Is it that they were finding themselves and then, as they get older, there's less undiscovered territory, or is it that they get established and moving is hard?
I wonder how many people would keep the hyper-aggressive moving, for fiat-related reasons, if they weren't getting tethered (no pun intended) by family constraints, etc?
I also wonder how much of this will change as a result of the full-remote changeover. Seems like a giant sociocultural thing that has only just begun to play out. What happens when it intersects w/ the monetary stuff?
Is it that they were finding themselves and then, as they get older, there's less undiscovered territory, or is it that they get established and moving is hard?
Bothish. They're hard to separate out. There's always new territory but with fixed lifespans we often give ourselves fixed discovery periods. We discover as much as we think we need to settle in the best place - all aforementioned things considered.

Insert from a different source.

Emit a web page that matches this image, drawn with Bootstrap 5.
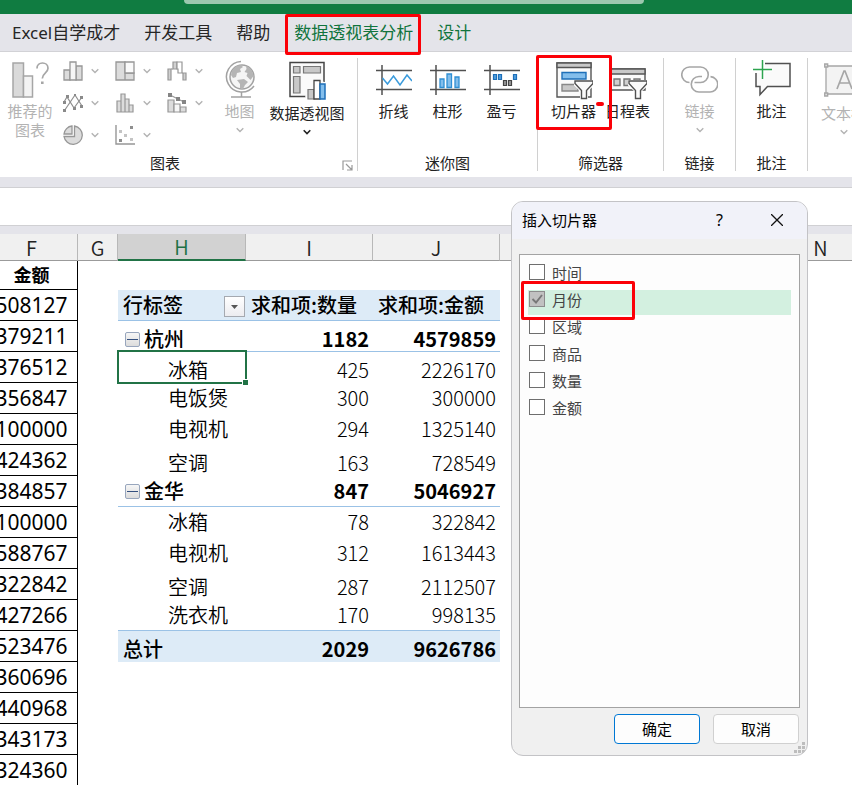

I wonder how many people would keep the hyper-aggressive moving, for fiat-related reasons, if they weren't getting tethered (no pun intended) by family constraints, etc?
Probably a lot. We have less family formation so we can already see this happening, eg rise of gig work, traveling for the photoshoot, side hustles on side hustles, etc.
I also wonder how much of this will change as a result of the full-remote changeover.
Employees<>employers are more liquid and fungible than ever before. It triggers a nostalgia in me for time periods I didn't even live in. The monetary stuff should at least allow older folks to leave the goblin workforce sooner and settle into being a proper gnome.